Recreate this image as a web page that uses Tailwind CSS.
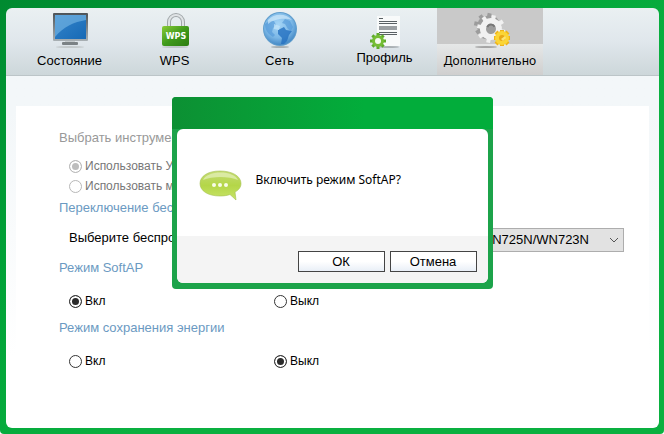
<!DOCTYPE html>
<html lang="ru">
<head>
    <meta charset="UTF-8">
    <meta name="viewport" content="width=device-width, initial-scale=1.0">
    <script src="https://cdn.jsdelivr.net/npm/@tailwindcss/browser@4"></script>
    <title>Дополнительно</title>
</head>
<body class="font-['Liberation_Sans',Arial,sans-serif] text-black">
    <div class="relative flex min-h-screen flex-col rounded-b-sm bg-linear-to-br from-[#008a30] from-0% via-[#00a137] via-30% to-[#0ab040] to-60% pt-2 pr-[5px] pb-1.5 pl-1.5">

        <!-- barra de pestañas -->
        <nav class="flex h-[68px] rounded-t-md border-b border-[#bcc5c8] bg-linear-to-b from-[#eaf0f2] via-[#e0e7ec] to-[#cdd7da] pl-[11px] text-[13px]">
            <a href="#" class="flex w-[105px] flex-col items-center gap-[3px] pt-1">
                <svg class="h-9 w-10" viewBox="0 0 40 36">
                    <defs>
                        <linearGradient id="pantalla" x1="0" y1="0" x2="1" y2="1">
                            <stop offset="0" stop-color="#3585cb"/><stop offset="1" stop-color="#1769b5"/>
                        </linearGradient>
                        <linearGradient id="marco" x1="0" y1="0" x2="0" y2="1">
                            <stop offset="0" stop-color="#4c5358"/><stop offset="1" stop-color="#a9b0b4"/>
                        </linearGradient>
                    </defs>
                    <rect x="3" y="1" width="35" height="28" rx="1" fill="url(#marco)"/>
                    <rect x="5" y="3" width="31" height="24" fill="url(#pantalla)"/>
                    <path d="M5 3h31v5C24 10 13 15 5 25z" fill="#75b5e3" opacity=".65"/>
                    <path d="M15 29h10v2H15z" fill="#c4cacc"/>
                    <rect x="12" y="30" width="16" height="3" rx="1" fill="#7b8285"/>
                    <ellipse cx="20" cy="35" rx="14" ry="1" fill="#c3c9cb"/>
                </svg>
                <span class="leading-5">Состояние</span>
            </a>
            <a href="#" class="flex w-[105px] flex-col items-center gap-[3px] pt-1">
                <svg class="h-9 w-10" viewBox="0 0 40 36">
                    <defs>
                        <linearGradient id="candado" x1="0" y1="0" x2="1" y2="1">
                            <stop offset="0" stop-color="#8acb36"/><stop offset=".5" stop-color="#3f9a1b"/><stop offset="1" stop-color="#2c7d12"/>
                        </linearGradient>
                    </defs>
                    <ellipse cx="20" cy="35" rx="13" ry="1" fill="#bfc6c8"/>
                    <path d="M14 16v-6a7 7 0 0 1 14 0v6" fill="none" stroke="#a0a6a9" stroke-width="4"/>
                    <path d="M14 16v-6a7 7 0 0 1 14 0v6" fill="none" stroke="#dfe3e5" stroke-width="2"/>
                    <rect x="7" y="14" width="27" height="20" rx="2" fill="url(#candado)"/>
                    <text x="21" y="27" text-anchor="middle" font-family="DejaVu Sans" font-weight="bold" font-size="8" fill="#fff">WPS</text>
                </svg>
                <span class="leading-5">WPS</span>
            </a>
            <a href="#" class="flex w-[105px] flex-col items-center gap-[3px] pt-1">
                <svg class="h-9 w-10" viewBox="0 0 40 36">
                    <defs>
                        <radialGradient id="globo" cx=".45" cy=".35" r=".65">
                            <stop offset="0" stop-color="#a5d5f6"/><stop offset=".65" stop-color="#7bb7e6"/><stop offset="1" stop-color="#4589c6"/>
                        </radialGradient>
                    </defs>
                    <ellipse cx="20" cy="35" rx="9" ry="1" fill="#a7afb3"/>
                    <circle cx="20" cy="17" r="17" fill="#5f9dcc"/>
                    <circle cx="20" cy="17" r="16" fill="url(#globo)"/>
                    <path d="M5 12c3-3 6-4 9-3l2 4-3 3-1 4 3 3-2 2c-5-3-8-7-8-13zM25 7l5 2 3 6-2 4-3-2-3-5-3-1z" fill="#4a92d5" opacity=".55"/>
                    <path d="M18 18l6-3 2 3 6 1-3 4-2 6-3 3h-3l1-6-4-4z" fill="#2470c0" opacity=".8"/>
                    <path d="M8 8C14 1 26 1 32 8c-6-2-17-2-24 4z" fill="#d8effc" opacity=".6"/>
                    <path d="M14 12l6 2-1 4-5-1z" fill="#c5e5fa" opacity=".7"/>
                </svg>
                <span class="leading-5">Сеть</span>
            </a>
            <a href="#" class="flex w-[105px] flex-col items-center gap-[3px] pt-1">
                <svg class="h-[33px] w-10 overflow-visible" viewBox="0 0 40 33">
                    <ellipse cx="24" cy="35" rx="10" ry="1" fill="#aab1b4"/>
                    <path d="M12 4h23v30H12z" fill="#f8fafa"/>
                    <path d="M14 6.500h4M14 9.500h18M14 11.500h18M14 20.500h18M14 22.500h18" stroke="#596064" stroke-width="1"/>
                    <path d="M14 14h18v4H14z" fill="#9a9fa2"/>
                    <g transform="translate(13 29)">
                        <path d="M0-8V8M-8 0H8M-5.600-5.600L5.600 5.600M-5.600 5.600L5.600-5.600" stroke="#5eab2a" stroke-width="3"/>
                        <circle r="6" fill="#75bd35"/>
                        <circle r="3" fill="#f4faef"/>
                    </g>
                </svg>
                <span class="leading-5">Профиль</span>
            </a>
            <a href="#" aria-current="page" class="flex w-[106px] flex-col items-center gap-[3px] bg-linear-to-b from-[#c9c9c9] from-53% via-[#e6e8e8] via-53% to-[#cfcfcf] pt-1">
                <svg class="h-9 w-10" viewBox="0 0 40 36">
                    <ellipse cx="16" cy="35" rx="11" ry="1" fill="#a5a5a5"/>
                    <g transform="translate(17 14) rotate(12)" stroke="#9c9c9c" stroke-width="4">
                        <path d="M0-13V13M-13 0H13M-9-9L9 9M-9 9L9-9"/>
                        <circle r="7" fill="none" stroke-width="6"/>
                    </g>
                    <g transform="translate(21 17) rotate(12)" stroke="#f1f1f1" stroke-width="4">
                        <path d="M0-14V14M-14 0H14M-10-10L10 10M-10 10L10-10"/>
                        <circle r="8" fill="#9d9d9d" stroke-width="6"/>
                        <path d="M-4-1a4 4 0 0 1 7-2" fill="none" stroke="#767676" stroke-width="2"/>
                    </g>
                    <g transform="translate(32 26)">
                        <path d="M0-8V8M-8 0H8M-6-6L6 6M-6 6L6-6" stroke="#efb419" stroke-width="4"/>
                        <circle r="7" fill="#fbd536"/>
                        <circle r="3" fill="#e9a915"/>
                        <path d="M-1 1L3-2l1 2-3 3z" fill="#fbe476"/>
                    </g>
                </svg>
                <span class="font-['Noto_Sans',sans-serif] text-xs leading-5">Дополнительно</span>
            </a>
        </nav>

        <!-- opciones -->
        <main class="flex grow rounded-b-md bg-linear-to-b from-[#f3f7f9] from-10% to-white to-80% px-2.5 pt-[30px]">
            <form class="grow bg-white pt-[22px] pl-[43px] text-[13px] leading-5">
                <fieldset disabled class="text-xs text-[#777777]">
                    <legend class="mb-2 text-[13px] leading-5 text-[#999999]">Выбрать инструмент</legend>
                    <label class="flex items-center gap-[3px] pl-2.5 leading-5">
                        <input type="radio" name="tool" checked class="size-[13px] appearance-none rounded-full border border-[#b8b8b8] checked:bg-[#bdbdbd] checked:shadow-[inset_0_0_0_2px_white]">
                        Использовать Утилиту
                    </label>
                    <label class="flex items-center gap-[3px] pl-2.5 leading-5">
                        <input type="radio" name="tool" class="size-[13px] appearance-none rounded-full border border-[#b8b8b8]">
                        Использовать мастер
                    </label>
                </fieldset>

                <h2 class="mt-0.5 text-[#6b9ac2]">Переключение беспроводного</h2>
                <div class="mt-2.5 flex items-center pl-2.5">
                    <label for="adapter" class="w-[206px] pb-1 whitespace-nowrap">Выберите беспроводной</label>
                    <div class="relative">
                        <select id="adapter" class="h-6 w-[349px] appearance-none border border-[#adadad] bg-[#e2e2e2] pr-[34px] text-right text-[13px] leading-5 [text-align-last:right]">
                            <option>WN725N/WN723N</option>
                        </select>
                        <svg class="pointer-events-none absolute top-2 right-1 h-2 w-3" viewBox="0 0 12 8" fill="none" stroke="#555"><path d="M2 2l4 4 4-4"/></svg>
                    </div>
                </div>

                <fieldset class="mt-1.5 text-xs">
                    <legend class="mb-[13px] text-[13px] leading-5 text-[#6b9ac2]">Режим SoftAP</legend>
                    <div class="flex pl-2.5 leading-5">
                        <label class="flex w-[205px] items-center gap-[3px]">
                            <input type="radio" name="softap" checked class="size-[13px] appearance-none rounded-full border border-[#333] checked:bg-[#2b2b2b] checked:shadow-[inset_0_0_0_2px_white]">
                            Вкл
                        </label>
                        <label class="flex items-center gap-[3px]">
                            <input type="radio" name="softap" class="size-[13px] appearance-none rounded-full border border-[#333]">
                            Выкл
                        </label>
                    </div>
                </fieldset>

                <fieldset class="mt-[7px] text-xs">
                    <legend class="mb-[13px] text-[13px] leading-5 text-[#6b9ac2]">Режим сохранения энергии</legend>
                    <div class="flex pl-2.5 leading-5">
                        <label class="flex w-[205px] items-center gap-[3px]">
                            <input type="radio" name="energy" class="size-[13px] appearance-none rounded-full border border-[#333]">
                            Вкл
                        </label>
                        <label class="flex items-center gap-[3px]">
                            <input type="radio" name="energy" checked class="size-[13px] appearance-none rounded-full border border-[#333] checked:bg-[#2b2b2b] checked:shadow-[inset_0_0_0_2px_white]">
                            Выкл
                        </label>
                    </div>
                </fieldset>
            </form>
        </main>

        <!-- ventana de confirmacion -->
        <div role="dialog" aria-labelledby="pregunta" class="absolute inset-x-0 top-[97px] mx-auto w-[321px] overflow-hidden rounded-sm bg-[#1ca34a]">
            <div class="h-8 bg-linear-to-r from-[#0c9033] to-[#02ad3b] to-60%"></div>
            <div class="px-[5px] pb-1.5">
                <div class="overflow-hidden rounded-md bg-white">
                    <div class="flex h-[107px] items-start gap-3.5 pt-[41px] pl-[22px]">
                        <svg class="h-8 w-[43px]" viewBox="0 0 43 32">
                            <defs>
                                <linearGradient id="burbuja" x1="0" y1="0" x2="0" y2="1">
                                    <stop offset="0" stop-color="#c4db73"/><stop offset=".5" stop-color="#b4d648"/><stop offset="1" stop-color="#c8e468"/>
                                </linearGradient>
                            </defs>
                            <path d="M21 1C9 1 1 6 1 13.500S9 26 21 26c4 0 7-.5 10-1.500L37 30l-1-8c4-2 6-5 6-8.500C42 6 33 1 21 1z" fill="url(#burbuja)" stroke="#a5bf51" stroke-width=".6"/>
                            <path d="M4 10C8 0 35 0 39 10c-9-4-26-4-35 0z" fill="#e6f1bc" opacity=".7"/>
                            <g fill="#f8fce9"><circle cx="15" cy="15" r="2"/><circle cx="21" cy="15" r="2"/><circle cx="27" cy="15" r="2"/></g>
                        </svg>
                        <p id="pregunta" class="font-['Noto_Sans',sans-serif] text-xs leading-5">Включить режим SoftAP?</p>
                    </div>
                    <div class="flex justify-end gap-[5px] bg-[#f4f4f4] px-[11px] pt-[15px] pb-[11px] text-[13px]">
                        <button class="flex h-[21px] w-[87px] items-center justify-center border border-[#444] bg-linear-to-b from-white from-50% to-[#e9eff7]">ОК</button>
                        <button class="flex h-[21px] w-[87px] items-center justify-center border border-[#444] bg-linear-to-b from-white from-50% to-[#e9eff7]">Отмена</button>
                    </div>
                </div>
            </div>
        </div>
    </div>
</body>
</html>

--

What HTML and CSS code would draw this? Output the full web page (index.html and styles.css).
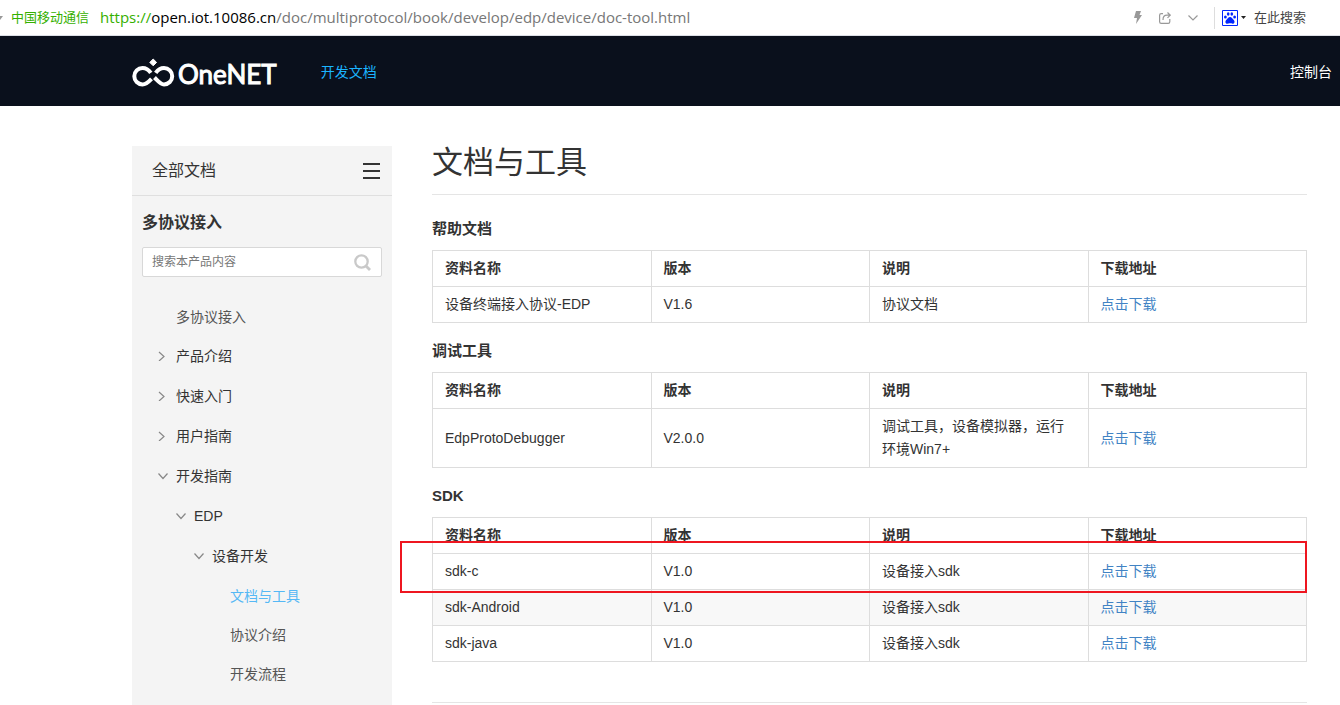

---

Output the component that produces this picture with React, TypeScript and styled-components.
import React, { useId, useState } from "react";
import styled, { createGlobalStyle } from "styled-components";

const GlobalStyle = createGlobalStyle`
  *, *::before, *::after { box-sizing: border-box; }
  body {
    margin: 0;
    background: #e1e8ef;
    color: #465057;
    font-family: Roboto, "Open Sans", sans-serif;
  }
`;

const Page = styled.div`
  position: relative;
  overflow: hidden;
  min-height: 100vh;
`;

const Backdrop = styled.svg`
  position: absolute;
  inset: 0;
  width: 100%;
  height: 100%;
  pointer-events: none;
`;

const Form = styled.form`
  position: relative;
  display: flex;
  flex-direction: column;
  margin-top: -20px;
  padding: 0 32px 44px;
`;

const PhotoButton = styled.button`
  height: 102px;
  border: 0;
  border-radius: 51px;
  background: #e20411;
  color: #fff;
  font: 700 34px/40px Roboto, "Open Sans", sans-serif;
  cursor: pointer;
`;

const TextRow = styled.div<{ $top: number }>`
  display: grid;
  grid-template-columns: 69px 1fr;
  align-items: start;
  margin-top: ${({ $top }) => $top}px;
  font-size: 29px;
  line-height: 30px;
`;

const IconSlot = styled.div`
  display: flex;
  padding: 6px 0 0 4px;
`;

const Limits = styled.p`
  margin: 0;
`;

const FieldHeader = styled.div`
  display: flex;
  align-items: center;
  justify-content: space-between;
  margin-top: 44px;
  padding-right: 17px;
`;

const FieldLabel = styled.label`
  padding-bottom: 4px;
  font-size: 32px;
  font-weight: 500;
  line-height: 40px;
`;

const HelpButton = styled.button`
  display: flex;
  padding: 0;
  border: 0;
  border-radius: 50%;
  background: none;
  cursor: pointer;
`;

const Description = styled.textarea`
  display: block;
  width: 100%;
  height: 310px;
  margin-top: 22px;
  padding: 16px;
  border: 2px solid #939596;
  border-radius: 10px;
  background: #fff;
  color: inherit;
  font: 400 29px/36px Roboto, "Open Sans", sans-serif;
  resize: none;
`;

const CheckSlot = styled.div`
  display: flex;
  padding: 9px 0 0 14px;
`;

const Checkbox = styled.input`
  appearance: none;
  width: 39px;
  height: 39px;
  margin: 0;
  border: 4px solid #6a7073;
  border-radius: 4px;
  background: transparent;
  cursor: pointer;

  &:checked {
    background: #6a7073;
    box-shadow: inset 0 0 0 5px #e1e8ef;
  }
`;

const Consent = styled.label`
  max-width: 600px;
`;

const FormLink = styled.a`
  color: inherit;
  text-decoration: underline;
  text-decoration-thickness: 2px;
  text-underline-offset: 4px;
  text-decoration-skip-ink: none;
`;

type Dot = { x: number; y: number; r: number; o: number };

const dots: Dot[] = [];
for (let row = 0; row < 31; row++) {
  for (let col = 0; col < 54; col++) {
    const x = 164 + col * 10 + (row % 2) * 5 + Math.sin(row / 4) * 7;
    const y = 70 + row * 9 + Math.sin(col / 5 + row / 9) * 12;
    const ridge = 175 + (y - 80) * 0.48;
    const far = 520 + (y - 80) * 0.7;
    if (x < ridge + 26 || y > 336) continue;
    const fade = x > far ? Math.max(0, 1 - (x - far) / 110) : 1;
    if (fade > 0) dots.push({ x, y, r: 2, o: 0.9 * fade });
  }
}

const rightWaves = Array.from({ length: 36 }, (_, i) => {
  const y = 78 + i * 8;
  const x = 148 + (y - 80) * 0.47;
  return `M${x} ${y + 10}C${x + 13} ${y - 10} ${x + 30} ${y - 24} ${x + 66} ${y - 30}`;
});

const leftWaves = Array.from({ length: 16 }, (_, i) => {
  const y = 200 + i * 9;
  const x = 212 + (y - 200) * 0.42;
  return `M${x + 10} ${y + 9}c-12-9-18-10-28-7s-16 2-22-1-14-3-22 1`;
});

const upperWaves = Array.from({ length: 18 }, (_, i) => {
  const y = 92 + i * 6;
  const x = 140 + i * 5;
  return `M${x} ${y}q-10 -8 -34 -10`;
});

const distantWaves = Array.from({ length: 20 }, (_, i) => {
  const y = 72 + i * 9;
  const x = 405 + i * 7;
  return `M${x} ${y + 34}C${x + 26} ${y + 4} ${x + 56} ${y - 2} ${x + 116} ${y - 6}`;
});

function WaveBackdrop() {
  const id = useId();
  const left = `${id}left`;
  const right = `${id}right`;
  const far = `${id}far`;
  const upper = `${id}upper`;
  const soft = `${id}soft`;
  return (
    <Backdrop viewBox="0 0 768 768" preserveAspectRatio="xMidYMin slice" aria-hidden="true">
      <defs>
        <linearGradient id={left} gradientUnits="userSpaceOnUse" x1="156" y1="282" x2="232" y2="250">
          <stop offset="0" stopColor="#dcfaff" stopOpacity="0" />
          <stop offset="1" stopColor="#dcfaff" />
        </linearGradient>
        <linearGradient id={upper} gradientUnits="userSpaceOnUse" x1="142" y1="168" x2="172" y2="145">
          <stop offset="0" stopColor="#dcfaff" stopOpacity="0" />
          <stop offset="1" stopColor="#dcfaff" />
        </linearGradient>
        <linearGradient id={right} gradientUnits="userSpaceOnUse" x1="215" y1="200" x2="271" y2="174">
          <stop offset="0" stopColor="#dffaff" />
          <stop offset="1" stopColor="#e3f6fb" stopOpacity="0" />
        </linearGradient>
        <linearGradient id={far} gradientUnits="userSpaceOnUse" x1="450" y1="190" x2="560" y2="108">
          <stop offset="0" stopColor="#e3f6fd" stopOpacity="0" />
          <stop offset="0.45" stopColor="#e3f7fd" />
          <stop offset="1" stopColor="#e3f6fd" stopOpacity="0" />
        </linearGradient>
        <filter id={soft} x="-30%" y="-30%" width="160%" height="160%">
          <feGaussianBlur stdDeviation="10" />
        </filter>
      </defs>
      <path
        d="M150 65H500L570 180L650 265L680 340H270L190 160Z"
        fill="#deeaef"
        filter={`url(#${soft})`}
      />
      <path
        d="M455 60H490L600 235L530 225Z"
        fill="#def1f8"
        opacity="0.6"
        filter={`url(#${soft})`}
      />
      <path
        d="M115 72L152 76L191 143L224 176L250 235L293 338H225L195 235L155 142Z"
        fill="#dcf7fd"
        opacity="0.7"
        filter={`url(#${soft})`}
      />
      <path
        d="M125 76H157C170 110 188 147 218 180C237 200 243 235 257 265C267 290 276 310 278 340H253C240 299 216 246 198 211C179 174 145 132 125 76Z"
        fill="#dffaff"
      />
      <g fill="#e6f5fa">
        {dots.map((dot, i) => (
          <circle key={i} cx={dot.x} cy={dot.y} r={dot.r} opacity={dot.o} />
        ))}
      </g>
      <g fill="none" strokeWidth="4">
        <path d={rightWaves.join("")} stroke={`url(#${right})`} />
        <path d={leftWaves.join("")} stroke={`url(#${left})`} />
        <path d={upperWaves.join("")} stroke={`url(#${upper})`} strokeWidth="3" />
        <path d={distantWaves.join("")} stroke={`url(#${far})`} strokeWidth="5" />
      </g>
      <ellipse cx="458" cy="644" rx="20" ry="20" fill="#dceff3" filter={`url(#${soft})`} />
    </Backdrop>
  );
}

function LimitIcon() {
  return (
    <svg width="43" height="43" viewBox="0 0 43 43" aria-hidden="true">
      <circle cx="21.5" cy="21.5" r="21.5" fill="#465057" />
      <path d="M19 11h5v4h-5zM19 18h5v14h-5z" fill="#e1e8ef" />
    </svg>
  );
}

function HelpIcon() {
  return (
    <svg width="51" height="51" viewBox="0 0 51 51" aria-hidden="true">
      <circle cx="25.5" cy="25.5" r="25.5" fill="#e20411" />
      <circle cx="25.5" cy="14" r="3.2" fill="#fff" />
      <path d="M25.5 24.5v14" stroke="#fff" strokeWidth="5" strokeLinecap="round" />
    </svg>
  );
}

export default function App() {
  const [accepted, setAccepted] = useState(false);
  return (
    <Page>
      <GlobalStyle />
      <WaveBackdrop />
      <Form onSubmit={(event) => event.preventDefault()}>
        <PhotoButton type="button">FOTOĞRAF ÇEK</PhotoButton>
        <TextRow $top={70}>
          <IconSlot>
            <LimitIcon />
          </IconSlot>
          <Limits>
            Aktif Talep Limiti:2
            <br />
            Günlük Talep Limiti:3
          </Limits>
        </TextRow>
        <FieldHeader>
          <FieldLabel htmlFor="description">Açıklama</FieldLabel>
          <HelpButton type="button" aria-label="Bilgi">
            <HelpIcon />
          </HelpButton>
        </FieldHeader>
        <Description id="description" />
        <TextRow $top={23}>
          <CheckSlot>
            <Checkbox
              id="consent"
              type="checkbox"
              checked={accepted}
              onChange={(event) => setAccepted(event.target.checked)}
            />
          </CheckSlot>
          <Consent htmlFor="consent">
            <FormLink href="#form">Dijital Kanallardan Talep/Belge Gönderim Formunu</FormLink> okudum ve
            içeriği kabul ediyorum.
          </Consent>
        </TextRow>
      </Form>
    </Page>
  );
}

Given task
Where a line of the records above holds the word "this", copy that line.

Finished task
Recreate this image as a web page that uses Tailwind CSS.
What HTML and CSS code would draw this? Output the full web page (index.html and styles.css).
Output the component that produces this picture with React, TypeScript and styled-components.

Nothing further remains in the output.